2007 Democratic Socialists of America's (DSA) Convention in Atlanta, GA

The 2007 Democratic Socialists of America’s (DSA) convention was a turning point for both the DSA and the Young Democratic Socialists (YDS). Fifteen young delegates, many meeting for the first time, gathered with sixty of their older comrades in Atlanta, Georgia for the two day convention, which spanned from November 9th to the 11th. The YDS delegates participated just as much as the more seasoned members of the delegation and looked optimistically towards their continued role in building the DSA organization. The active participation of the YDS members in attendance served as a boon for the DSA delegation and helped make this convention more lively and noteworthy than those of past years. This mutual excitement helped to keep a positive and cohesive group attitude throughout the weekend.

The YDS Coordinating Committee, the youth section’s elected leadership, made great use of the gathering to further its goals. YDS Coordinating Committee members are dispersed throughout the country, so the convention presented a rare opportunity for face to face discourse. The Coordinating Committee set attendance and fund-raising goals for our upcoming national outreach conference, “Be Realistic, Demand the Impossible: Reviving Democratic, Socialist, and Youth Activism,” to be held in New York City. The Coordinating Committee also discussed how to work better as a unit and further the great work of the now revived Feminist and Anti-Racism committees. The Coordinating Committee encourages YDS members to get involved in national committees, through vehicles such as The Activist blog.

Specifically, the issue of diversity was a big topic of conversation at the convention. The YDS members held a caucus to address the concerns about the amount of diversity in the YDS. YDS members suggested that holding both caucuses for those from non-privileged backgrounds and auxiliaries for allies at the summer conferences. Both would provide safe spaces for caucuses and allies to discuss ways to combat oppression. We determined that the YDS needed to give chapters more educational materials and training to help facilitate cooperation and interaction between different campus communities.

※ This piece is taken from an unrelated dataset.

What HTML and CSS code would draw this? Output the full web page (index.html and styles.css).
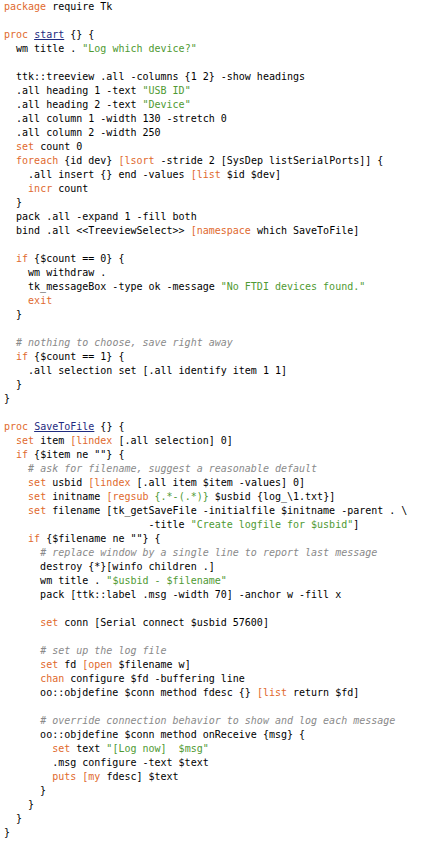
FILE: index.html
```html
<!DOCTYPE html>
<html>
<head>
<meta charset="utf-8">
<link rel="stylesheet" href="styles.css">
</head>
<body>
<pre class="code"><span class="k">package</span> require Tk

<span class="k">proc</span> <span class="p">start</span> {} {
  wm title . <span class="s">"Log which device?"</span>

  ttk::treeview .all -columns {1 2} -show headings
  .all heading 1 -text <span class="s">"USB ID"</span>
  .all heading 2 -text <span class="s">"Device"</span>
  .all column 1 -width 130 -stretch 0
  .all column 2 -width 250
  <span class="k">set</span> count 0
  <span class="k">foreach</span> {id dev} <span class="k">[lsort</span> -stride 2 [SysDep listSerialPorts]] {
    .all insert {} end -values <span class="k">[list</span> $id $dev]
    <span class="k">incr</span> count
  }
  pack .all -expand 1 -fill both
  bind .all &lt;&lt;TreeviewSelect&gt;&gt; <span class="k">[namespace</span> which SaveToFile]

  <span class="k">if</span> {$count == 0} {
    wm withdraw .
    tk_messageBox -type ok -message <span class="s">"No FTDI devices found."</span>
    <span class="k">exit</span>
  }

  <span class="c"># nothing to choose, save right away</span>
  <span class="k">if</span> {$count == 1} {
    .all selection set [.all identify item 1 1]
  }
}

<span class="k">proc</span> <span class="p">SaveToFile</span> {} {
  <span class="k">set</span> item <span class="k">[lindex</span> [.all selection] 0]
  <span class="k">if</span> {$item ne ""} {
    <span class="c"># ask for filename, suggest a reasonable default</span>
    <span class="k">set</span> usbid <span class="k">[lindex</span> [.all item $item -values] 0]
    <span class="k">set</span> initname <span class="k">[regsub</span> <span class="s">{.*-(.*)}</span> $usbid {log_\1.txt}]
    <span class="k">set</span> filename [tk_getSaveFile -initialfile $initname -parent . \
                        -title <span class="s">"Create logfile for $usbid"</span>]
    <span class="k">if</span> {$filename ne ""} {
      <span class="c"># replace window by a single line to report last message</span>
      destroy {*}[winfo children .]
      wm title . <span class="s">"$usbid - $filename"</span>
      pack [ttk::label .msg -width 70] -anchor w -fill x

      <span class="k">set</span> conn [Serial connect $usbid 57600]

      <span class="c"># set up the log file</span>
      <span class="k">set</span> fd <span class="k">[open</span> $filename w]
      <span class="k">chan</span> configure $fd -buffering line
      oo::objdefine $conn method fdesc {} <span class="k">[list</span> return $fd]

      <span class="c"># override connection behavior to show and log each message</span>
      oo::objdefine $conn method onReceive {msg} {
        <span class="k">set</span> text <span class="s">"[Log now]  $msg"</span>
        .msg configure -text $text
        <span class="k">puts</span> <span class="k">[my</span> fdesc] $text
      }
    }
  }
}</pre>
</body>
</html>
```
FILE: styles.css
```css
html, body {
  margin: 0;
  padding: 0;
  background: #ffffff;
}

.code {
  margin: 0;
  padding: 0 0 0 4px;
  font-family: "DejaVu Sans Mono", monospace;
  font-size: 10px;
  line-height: 14px;
  color: #000000;
  white-space: pre;
}

.k {
  color: #df6a2e;
}

.s {
  color: #4f9a33;
}

.c {
  color: #8a8a8a;
  font-style: italic;
}

.p {
  color: #1f2b80;
  text-decoration: underline;
}
```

The conversation and recommendations were sent to the Anti-Racism Committee for further discussion.

It is a healthy sign that YDS as a whole believes in the need to address the need for more diversity. We engaged in lively, but respectful debate about organizational issues and were careful to avoid fractional and unproductive discourse. Despite our problems, in many ways the diversity of the YDS delegation represented what we hope a future DSA would look like. The YDS delegates were evenly split on gender and brought nearly all of the people of color to the event. Leadership was shared by all and many broke traditional roles, with men serving as note takers and women chairing meetings.

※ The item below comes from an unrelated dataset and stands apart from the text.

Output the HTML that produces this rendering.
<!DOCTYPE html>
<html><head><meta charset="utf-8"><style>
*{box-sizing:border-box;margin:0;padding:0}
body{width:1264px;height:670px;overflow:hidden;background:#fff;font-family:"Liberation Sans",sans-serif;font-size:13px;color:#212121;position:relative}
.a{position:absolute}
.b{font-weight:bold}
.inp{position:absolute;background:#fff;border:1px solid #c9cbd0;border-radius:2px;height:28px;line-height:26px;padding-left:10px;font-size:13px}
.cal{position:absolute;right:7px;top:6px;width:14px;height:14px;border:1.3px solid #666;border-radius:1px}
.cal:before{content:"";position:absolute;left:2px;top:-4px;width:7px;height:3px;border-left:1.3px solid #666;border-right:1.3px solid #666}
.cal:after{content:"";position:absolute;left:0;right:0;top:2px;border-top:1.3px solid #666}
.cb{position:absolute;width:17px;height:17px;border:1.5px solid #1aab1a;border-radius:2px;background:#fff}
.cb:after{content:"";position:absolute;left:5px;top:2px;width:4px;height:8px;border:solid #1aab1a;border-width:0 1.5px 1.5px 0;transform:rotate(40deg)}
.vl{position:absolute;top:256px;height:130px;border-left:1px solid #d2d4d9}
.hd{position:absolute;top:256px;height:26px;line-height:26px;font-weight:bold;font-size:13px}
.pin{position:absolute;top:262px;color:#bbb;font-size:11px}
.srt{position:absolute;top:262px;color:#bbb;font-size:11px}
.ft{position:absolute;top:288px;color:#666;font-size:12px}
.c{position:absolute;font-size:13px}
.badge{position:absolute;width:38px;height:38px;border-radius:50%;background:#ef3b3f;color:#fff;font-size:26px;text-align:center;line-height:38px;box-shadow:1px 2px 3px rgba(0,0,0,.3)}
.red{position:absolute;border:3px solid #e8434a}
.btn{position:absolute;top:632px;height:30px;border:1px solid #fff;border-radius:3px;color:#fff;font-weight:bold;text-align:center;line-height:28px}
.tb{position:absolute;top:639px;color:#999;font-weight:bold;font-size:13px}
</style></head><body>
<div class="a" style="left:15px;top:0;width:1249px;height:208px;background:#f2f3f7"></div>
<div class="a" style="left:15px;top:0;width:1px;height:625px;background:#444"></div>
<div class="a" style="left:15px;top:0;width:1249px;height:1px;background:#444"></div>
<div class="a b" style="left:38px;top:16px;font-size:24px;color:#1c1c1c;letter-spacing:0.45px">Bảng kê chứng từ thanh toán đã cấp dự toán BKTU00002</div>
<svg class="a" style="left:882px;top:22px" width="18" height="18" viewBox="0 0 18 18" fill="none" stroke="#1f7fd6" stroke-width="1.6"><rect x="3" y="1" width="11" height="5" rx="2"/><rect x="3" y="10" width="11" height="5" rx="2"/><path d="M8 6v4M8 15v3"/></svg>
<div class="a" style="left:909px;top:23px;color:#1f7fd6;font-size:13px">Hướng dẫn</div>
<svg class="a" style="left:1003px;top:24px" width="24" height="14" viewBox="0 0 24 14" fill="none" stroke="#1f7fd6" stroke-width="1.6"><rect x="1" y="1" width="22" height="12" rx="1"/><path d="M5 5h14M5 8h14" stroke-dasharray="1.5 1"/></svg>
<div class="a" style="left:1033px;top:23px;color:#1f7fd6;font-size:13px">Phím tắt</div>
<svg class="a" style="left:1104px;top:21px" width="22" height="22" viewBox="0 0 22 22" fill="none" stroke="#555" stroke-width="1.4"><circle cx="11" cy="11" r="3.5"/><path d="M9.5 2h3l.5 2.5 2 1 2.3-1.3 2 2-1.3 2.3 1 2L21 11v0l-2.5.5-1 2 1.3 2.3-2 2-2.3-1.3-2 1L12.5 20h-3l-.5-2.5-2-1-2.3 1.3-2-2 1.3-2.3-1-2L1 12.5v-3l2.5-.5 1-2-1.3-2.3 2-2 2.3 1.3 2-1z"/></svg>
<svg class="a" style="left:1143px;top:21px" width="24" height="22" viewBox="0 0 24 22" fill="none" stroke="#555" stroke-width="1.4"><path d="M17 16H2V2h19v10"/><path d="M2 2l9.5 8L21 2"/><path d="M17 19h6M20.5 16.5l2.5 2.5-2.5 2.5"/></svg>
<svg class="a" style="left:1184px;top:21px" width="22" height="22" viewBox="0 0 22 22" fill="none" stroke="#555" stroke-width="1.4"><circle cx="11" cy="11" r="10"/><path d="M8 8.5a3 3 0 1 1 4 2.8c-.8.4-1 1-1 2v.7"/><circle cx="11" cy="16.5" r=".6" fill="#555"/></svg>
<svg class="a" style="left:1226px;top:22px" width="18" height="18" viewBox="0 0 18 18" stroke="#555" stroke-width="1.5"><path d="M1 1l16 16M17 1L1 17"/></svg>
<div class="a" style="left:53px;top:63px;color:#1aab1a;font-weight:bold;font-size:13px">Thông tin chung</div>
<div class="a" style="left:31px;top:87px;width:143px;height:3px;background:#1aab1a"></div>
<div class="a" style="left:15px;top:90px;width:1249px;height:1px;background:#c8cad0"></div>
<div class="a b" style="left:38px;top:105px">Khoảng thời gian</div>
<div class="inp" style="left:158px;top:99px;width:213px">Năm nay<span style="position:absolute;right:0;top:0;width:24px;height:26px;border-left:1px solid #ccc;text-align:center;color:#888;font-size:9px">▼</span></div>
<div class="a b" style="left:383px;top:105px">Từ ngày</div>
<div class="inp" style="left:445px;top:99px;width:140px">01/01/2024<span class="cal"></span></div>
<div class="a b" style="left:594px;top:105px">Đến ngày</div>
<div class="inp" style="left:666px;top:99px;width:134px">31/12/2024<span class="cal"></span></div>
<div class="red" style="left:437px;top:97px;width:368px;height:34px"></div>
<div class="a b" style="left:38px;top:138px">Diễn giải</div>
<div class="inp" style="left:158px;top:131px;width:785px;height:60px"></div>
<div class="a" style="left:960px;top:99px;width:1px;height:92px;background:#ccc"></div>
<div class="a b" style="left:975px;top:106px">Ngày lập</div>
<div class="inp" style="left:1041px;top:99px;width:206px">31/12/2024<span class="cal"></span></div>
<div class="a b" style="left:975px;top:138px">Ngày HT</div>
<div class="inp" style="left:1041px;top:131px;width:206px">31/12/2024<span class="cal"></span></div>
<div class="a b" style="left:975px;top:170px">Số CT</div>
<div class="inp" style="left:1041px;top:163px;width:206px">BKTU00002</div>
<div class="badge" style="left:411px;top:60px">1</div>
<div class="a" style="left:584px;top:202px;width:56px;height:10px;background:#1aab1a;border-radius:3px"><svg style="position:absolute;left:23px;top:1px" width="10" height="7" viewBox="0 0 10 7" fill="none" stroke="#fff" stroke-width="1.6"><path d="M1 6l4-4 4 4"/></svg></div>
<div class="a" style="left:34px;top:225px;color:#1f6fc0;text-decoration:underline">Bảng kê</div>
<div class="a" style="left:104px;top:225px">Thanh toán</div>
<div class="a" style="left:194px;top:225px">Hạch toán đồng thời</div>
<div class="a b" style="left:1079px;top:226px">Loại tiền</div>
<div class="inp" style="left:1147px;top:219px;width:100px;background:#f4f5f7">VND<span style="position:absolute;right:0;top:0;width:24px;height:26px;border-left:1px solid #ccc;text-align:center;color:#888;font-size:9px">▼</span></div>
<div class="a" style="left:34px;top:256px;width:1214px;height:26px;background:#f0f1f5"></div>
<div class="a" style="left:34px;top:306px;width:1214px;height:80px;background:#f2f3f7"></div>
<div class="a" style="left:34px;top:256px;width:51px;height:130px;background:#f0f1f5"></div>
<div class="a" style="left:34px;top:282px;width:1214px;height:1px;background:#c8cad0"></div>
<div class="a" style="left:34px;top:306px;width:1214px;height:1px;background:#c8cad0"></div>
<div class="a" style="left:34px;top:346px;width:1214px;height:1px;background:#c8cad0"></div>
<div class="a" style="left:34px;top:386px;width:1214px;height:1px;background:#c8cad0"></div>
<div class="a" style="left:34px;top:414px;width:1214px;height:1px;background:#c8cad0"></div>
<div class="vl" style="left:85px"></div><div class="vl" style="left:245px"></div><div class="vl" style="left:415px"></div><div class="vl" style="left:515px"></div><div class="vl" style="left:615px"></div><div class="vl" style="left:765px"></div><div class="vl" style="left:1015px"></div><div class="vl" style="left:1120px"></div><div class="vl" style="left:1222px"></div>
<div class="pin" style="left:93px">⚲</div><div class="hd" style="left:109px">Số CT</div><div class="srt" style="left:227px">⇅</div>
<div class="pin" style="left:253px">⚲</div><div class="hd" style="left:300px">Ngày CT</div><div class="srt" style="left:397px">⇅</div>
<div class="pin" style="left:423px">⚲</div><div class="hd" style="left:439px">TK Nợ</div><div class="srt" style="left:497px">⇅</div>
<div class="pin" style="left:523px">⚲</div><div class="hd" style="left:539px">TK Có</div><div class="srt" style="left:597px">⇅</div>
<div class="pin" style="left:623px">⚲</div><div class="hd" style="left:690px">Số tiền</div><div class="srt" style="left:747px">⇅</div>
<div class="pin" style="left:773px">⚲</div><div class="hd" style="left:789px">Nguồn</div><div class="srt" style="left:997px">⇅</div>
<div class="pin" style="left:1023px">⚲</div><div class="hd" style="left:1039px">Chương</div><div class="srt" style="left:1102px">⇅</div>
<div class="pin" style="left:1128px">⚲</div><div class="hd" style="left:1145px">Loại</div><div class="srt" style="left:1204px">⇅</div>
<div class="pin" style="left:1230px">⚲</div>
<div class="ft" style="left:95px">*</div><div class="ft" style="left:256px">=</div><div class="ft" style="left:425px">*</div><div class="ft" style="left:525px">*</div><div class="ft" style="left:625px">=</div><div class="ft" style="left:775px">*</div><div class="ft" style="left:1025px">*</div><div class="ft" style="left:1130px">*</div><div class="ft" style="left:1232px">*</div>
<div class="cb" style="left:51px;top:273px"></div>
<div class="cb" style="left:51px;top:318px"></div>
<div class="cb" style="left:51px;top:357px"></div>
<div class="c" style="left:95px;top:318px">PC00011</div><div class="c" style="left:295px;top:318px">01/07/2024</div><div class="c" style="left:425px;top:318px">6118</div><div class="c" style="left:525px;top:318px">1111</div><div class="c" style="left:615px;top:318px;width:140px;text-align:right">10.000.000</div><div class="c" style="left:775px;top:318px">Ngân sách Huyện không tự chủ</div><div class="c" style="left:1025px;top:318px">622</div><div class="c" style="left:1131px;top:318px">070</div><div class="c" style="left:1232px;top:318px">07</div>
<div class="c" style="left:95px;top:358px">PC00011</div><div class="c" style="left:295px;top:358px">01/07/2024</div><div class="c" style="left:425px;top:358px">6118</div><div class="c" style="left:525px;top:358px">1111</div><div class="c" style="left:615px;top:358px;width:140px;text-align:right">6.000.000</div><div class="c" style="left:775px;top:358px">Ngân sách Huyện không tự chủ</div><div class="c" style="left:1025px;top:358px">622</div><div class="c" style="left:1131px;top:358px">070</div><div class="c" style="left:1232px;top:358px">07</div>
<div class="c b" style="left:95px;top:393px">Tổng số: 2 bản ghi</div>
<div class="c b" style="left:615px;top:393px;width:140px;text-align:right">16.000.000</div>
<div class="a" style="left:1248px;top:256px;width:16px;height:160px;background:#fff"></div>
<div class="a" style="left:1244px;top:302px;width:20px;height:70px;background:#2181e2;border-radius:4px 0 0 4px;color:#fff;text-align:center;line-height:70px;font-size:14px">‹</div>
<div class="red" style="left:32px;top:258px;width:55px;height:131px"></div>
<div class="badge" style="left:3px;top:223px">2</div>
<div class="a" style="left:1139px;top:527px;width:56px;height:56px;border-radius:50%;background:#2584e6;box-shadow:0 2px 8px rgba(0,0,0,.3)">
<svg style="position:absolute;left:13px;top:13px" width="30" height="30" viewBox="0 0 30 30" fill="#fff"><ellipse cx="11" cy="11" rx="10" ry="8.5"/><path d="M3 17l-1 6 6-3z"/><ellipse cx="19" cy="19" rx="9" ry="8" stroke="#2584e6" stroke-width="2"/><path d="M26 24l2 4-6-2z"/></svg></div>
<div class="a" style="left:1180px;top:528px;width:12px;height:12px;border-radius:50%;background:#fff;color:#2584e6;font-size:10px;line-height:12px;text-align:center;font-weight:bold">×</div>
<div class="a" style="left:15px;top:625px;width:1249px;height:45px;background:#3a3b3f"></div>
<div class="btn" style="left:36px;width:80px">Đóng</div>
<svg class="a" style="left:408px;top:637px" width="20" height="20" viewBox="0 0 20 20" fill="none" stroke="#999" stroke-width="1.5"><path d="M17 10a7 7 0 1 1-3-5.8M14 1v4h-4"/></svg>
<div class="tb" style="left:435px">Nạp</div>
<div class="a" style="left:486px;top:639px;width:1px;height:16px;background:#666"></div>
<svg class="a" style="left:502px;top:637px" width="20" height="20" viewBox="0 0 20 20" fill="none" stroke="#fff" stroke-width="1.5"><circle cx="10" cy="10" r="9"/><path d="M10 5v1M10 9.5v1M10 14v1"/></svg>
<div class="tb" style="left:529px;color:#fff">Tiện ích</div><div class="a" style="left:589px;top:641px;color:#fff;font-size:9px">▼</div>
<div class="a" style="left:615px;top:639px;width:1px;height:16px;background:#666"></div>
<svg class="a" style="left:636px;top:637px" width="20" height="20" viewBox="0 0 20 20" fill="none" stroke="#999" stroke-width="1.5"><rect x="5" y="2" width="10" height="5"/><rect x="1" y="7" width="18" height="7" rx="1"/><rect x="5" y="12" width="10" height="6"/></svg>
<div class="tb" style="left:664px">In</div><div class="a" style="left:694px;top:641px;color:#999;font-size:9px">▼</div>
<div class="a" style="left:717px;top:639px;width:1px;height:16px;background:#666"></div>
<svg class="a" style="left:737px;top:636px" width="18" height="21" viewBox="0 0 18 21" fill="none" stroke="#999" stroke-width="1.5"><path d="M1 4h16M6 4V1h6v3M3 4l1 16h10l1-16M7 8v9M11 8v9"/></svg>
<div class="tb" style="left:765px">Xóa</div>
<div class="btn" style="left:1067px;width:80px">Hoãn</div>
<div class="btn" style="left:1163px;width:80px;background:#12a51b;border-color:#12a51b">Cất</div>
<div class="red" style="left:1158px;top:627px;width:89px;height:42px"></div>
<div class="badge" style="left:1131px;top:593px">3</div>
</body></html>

The convention was not all deep political discussions: YDS members made sure to have a great time as well! On Friday night, we hung out with avowed democratic socialist U.S. Senator Bernie Sanders (I-VT). Sanders, the first socialist elected to the U.S. Senate, had the honor of addressing the gathering. Sanders keynoted the Atlanta DSA Douglass-Debs dinner honoring Charlie Flemming (President of Atlanta North Georgia Labor Council) and Alice Lovelace (poet and a lead organizer of the United States Social Forum). YDS members enjoyed southern cooking, mingled with some of most dedicated Southern activists, and even got to sing along to some civil rights anthems at the night’s end.

Saturday night proved to be just as lively. Attendees heard a riveting speech from DSA member and trade unionist Bill Fletcher, Jr. about the current state of economic injustice and the bright future for organized resistance against corporate globalization. Afterwards, Fletcher and YDS members raised their fists together behind the great blue DSA banner. Workers from Grady Hospital spoke about their jobs which are being threatened with privatization. The night ended with a multi-generational dancing to reggae music and moving impromptu speeches by YDSers.

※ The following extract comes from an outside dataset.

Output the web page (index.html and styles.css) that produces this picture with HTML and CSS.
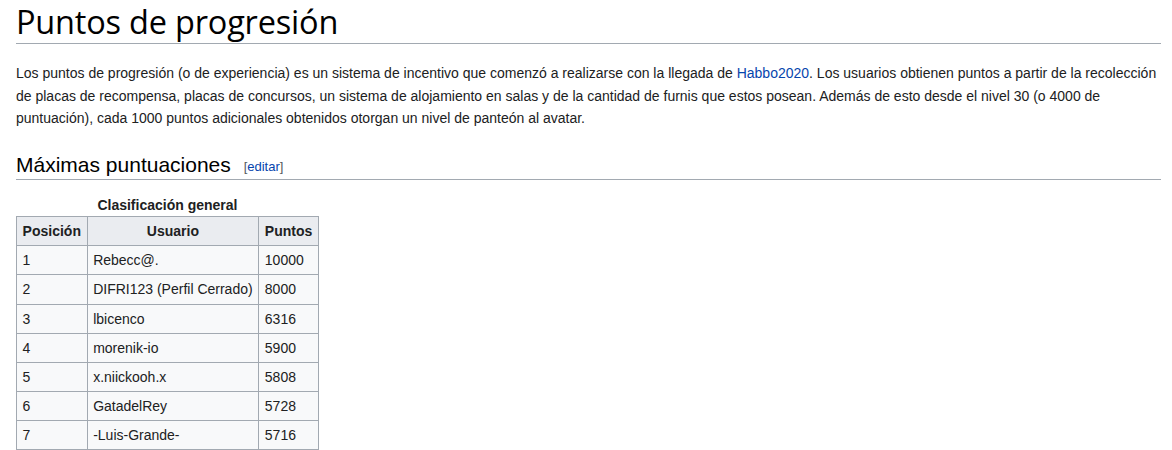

A portion of the closing day was spent on finding concrete ways to build bridges between DSA and YDS. We held a well attended workshop hosted by me and YDS Co-Chair Maria Svart on how DSA members could support YDS and what could be done to help the transition of youth activists into DSA leadership roles. DSA has a strong commitment to ensure that YDS members get assistance from DSA and are welcomed into locals (and encouraged to start there own).

Lastly, the most important symbolic gesture was that DSA changed a long standing tradition and allowed the youth to close the convention. YDS Co-Chairs and I had the privilege to give the last speeches of the convention. The Co-Chairs talked about the new opportunities that laid ahead for DSA and YDS and the new possibilities of greater cooperation between the sections. I ended by telling how DSA had always been a part of my life, whether I knew it or not, through my father’s work, the legacy of Michael Harrington, and my political activity.

We did not break with one important tradition: singing the Internationale. As DSA heads towards the end of one chapter and begins another in a matter of years, its storied socialist legacy must and will continue. While the 2007 DSA convention certainly introduced a great many young people to DSA, it also showed longtime members that there is a new generation in the wings, firmly committed to the humanitarian values of the Democratic Socialists of America. Let’s make history together!